**Exercise goal:** Gather every line that includes the word "screenshot", please.

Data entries
----

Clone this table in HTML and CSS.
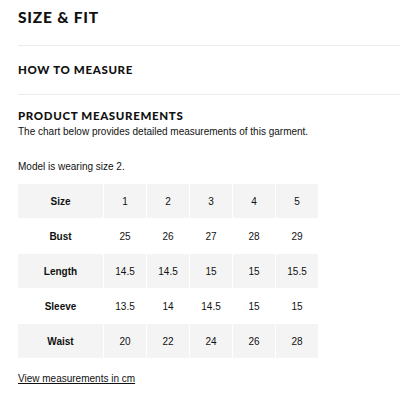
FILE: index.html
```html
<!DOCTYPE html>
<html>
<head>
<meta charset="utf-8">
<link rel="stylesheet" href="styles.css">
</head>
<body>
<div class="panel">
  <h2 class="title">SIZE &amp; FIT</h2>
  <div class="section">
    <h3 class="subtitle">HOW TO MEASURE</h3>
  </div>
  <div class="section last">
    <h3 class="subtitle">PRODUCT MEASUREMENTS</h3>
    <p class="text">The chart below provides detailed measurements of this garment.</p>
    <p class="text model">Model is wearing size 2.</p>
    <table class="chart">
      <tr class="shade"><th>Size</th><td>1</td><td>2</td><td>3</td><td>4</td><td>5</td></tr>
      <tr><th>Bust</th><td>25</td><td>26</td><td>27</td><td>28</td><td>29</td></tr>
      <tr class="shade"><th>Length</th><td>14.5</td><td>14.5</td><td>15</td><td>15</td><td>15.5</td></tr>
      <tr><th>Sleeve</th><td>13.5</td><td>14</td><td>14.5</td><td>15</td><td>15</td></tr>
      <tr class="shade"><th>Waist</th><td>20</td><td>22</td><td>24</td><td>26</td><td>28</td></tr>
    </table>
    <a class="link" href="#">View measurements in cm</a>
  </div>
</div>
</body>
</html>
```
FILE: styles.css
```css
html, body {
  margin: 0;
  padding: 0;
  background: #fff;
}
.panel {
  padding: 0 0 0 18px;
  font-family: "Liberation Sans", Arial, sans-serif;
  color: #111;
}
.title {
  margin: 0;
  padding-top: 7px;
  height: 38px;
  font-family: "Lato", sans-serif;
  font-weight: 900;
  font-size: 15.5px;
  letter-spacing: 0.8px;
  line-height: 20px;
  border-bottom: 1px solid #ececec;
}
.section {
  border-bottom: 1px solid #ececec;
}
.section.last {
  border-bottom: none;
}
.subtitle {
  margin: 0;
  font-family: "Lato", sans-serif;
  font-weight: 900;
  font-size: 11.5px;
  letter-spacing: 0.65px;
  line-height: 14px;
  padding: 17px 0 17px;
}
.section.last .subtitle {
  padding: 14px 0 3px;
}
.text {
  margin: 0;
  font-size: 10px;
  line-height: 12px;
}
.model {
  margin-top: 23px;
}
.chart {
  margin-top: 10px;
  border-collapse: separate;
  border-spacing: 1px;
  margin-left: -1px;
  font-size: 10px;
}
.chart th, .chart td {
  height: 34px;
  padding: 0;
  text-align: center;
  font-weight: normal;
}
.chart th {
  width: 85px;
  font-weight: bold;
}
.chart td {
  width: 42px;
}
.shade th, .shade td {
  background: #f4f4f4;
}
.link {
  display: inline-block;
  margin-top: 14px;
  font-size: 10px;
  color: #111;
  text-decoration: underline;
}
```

----

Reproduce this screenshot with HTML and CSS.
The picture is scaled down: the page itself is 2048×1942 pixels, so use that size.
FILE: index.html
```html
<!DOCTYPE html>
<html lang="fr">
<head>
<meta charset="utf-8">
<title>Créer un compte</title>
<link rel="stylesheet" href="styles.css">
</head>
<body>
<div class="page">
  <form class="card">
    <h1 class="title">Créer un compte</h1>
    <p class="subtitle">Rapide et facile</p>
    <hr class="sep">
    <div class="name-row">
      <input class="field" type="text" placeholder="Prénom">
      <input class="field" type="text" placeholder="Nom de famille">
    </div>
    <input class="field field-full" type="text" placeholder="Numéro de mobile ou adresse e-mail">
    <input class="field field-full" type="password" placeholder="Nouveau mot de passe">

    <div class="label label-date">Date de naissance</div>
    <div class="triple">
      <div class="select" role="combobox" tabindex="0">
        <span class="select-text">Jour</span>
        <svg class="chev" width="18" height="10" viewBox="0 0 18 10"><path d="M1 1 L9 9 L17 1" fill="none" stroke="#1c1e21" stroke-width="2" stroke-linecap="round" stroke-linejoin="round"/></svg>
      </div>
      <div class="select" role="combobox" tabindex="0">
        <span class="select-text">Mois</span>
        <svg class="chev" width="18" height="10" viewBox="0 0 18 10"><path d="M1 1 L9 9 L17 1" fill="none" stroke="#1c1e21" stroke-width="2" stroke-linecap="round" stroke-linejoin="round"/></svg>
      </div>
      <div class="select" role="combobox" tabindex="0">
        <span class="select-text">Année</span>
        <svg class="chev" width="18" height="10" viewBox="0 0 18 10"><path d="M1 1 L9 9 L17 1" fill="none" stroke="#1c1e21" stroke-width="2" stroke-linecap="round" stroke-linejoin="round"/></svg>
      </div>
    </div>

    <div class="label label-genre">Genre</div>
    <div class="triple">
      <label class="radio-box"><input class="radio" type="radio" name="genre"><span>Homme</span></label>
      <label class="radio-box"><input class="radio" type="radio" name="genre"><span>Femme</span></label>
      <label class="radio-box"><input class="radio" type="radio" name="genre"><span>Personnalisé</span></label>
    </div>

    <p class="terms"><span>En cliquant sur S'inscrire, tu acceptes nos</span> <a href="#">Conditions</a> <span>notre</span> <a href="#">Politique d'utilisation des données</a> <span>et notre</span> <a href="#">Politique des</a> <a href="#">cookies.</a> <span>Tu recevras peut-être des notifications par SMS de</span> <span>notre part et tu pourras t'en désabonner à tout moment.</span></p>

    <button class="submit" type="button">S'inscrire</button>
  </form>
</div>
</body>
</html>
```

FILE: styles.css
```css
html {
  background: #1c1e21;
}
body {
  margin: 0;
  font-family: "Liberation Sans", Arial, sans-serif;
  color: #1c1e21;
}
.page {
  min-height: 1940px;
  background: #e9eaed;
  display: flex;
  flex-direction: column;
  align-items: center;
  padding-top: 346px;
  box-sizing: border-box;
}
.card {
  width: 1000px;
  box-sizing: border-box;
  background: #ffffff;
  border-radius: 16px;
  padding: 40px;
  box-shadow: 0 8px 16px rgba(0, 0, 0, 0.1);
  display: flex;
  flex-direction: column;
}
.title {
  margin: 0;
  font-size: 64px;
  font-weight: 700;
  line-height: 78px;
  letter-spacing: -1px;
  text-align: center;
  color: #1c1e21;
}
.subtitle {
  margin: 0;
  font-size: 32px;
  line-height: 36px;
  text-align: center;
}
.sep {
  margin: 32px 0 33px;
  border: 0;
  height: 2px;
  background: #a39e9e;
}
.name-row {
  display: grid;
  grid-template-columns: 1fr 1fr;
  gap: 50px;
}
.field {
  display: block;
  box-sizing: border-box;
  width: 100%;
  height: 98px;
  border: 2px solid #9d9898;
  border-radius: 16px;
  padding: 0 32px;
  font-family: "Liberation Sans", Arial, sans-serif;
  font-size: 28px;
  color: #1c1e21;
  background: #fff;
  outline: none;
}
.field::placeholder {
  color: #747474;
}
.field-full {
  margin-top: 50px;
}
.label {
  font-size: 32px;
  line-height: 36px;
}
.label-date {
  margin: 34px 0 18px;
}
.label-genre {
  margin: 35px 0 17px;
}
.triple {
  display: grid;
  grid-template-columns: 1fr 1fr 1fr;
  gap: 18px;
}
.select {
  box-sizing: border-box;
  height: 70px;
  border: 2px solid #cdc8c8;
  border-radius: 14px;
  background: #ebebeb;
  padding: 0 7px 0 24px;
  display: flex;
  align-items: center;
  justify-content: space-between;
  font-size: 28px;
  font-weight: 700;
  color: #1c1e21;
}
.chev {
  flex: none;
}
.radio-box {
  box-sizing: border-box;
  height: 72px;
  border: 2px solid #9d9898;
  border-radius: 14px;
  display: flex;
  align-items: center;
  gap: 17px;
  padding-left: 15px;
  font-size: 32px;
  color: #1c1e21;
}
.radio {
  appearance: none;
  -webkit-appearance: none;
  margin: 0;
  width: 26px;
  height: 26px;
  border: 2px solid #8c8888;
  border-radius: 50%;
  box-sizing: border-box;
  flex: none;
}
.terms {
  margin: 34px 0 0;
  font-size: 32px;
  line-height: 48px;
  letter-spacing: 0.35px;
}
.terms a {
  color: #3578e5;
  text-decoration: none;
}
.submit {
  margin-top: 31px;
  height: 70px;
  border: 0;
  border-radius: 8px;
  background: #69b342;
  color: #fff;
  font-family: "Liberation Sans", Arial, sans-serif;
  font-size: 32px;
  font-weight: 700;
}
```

----

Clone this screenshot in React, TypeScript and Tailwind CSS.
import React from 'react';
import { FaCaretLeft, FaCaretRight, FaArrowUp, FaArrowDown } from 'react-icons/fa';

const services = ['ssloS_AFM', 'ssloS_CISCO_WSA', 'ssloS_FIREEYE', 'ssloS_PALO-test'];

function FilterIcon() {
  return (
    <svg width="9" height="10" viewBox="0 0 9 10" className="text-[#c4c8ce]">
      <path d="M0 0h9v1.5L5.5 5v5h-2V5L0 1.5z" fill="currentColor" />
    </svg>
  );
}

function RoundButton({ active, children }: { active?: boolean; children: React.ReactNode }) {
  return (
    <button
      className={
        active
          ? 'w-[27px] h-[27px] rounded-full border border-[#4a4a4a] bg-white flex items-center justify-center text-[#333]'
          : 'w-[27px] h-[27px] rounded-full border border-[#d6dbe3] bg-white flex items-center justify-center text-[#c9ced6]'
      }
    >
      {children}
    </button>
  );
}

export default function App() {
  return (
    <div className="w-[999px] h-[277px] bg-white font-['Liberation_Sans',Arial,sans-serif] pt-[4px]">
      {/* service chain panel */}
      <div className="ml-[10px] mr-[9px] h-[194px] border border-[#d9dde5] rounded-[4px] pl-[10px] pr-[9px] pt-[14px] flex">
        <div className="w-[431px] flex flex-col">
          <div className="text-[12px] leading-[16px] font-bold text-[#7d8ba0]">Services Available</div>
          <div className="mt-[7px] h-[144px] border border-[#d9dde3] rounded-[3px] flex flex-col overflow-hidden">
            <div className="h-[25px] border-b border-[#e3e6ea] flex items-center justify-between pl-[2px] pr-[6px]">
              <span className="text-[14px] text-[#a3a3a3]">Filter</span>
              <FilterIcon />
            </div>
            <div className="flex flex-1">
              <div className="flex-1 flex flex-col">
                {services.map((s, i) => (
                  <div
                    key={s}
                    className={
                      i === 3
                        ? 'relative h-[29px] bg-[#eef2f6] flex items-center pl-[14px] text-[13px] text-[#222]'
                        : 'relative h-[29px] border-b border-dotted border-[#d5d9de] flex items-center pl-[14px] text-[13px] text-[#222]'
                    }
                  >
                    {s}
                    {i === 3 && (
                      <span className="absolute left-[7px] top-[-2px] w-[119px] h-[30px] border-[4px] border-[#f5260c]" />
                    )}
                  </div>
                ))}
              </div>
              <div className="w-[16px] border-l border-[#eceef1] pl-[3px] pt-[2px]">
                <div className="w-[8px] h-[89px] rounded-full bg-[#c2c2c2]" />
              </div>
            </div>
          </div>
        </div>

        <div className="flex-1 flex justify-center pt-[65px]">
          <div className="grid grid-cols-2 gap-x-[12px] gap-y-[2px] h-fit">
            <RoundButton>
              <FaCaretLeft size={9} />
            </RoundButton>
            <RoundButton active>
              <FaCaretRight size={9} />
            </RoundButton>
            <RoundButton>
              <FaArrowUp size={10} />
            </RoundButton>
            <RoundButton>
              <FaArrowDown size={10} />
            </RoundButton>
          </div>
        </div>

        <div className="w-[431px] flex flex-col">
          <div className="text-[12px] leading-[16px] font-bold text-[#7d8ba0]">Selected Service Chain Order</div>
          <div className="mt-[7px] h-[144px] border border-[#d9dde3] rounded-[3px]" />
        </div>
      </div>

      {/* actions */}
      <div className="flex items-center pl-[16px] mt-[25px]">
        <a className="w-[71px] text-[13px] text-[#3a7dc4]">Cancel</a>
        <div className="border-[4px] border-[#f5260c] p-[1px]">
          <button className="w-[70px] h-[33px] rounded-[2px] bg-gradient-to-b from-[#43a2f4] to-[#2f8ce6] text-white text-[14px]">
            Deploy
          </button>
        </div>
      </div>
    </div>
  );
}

----

**Response for this exercise:**
Reproduce this screenshot with HTML and CSS.
Clone this screenshot in React, TypeScript and Tailwind CSS.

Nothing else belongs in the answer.